C'è un modo di guardare alla santità – quello pelagiano – che sconsola, perché dopo tanta fatica si cade ancora, col rischio di disperarsi. Ce n’è un altro che desola ugualmente – quello gnostico – perché ci fa credere superiori per la conoscenza, e poi ci accorgiamo di non avere cuore e tenerezza per nessuno. Se papa Francesco se la prende con questi sottili nemici è proprio per proteggerci da due forme di ingenuità più che di cattiveria. Infatti, è il Nemico che ci fa credere che tutto dipende da noi o, al contrario, che tutto è già scritto. La conseguenza è che senza la verità della carne di Gesù e senza la tenerezza per la carne ferita del fratello non c’è santità, non c’è salvezza. Per questo ci salva Gesù morto e risorto, e si diventa santi in mezzo agli altri, anche quando uno stesse in cima a un monte, come un eremita. Senza carne e senza comunità non c’è né storia né eternità: perché in paradiso ci saremo anche col corpo e insieme a una moltitudine.

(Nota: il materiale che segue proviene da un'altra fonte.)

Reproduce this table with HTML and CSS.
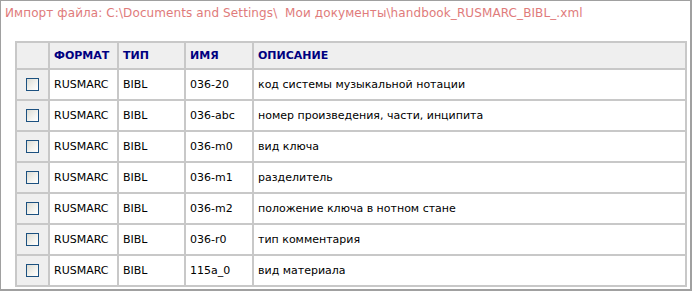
FILE: index.html
```html
<!DOCTYPE html>
<html lang="ru">
<head>
    <meta charset="UTF-8">
    <title>Импорт файла</title>
    <link rel="stylesheet" href="styles.css">
</head>
<body>

    <div class="import-panel">
        <div class="import-title">Импорт файла: C:\Documents and Settings\&nbsp; Мои документы\handbook_RUSMARC_BIBL_.xml</div>

        <table class="fields-table">
            <thead>
                <tr>
                    <th class="col-check"></th>
                    <th class="col-format">ФОРМАТ</th>
                    <th class="col-type">ТИП</th>
                    <th class="col-name">ИМЯ</th>
                    <th class="col-desc">ОПИСАНИЕ</th>
                </tr>
            </thead>
            <tbody>
                <tr>
                    <td class="col-check"><span class="checkbox"></span></td>
                    <td>RUSMARC</td>
                    <td>BIBL</td>
                    <td>036-20</td>
                    <td>код системы музыкальной нотации</td>
                </tr>
                <tr>
                    <td class="col-check"><span class="checkbox"></span></td>
                    <td>RUSMARC</td>
                    <td>BIBL</td>
                    <td>036-abc</td>
                    <td>номер произведения, части, инципита</td>
                </tr>
                <tr>
                    <td class="col-check"><span class="checkbox"></span></td>
                    <td>RUSMARC</td>
                    <td>BIBL</td>
                    <td>036-m0</td>
                    <td>вид ключа</td>
                </tr>
                <tr>
                    <td class="col-check"><span class="checkbox"></span></td>
                    <td>RUSMARC</td>
                    <td>BIBL</td>
                    <td>036-m1</td>
                    <td>разделитель</td>
                </tr>
                <tr>
                    <td class="col-check"><span class="checkbox"></span></td>
                    <td>RUSMARC</td>
                    <td>BIBL</td>
                    <td>036-m2</td>
                    <td>положение ключа в нотном стане</td>
                </tr>
                <tr>
                    <td class="col-check"><span class="checkbox"></span></td>
                    <td>RUSMARC</td>
                    <td>BIBL</td>
                    <td>036-r0</td>
                    <td>тип комментария</td>
                </tr>
                <tr>
                    <td class="col-check"><span class="checkbox"></span></td>
                    <td>RUSMARC</td>
                    <td>BIBL</td>
                    <td>115a_0</td>
                    <td>вид материала</td>
                </tr>
            </tbody>
        </table>
    </div>

</body>
</html>
```

FILE: styles.css
```css
/* General reset */
* {
    margin: 0;
    padding: 0;
    box-sizing: border-box;
}

body {
    background: #ffffff;
    font-family: "DejaVu Sans", Verdana, sans-serif;
    font-size: 11px;
    color: #000000;
}

/* Outer frame */
.import-panel {
    width: 692px;
    height: 291px;
    border: 1px solid #a0a0a0;
    border-right-width: 2px;
    border-bottom-width: 2px;
    overflow: hidden;
}

.import-title {
    color: #e07b7b;
    font-size: 12px;
    letter-spacing: 0.1px;
    line-height: 16px;
    padding: 4px 0 0 4px;
    height: 40px; /* table starts right under */
    white-space: nowrap;
}

/* Fields table */
.fields-table {
    margin-left: 14px;
    width: 672px;
    table-layout: fixed;
    border-collapse: separate;
    border-spacing: 0;
    border-top: 2px solid #c8c8c8;
    border-left: 2px solid #c8c8c8;
}

.fields-table th,
.fields-table td {
    border-right: 2px solid #c8c8c8;
    border-bottom: 2px solid #c8c8c8;
    padding: 0 0 0 4px;
    text-align: left;
    vertical-align: middle;
    white-space: nowrap;
    overflow: hidden;
}

.fields-table th {
    height: 27px;
    background: #efefef;
    color: #000080;
    font-weight: bold;
}

.fields-table td {
    height: 31px;
}

.col-check { width: 33px; }
.col-format { width: 69px; }
.col-type { width: 67px; }
.col-name { width: 68px; }
.col-desc { width: 433px; }

.fields-table td.col-check {
    background: #efefef;
    padding: 0;
    text-align: center;
}

/* XP-style checkbox */
.checkbox {
    display: inline-block;
    width: 13px;
    height: 13px;
    margin: 3px 1px 0 0;
    border: 1px solid #1c5180;
    background: linear-gradient(135deg, #dcdcd4 0%, #f4f4f0 60%, #ffffff 100%);
}
```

Anzi, scrive il Papa: «...con gli scarti di questa umanità vulnerabile, alla fine del tempo, il Signore plasmerà la sua ultima opera d’arte. Poiché 'che cosa resta, che cosa ha valore nella vita, quali ricchezze non svaniscono? Sicuramente due: il Signore e il prossimo. Queste due ricchezze non svaniscono!'» (Ge 61). Per approfondire la piena consonanza dottrinale e pastorale tra la chiamata alla santità e la visione della salvezza cristiana merita leggere la recente e breve Lettera Placuit Deodella Congregazione per la dottrina della fede. La strada per il cielo, dunque, attraversa la terra: infangata, sporca, accidentata. Lungo questi sentieri alcuni cadono a causa di altri, e altri aiutano i feriti a rialzarsi. Ecco le beatitudini – nel terzo capitolo – che non sono tutte dello stesso genere. Alcune hanno il sapore forte della prova: la povertà interiore e materiale, il pianto, la fame e sete di giustizia, la persecuzione e l’offesa. Altre hanno il gusto delicato della tenerezza: la mansuetudine, la purezza di cuore, la misericordia, la pace. Come per dire che ognuno, per la sua strada, è chiamato a essere il meglio di sé, quello che Dio ha pensato per lui o per lei, ma non da solo, mai da soli. Quando si ha la grazia di avvertire che il Vangelo è possibile in qualunque situazione ci troviamo, allora è bene sapere quali sono gli indicatori della via comune alla santità. Nel quarto capitolo troviamo i tratti essenziali, che specialmente oggi ci dicono che siamo sulla strada giusta: pazienza, umorismo, audacia, comunità, preghiera. Certo, non basta prendere alla lettera questi segnali per sentirsi a posto. Lottare, vigilare, discernere sono i tre verbi che – nel quinto capitolo – verificano lo stato di avanzamento del lavoro artigianale del discepolo di Gesù. L’immagine che viene fuori dalla lettura attenta e meditata della Esortazione potrebbe perciò assomigliare a quella detta all’inizio: un seme – quello della vita cristiana nella grazia – che, per giungere alla «misura che conviene alla piena maturità di Cristo» (Ef 4,13), ha bisogno di essere coltivato con pazienza e umiltà, nella certezza che «né chi pianta, né chi irrìga è qualche cosa, ma Dio che fa crescere» (1Cor 3,7).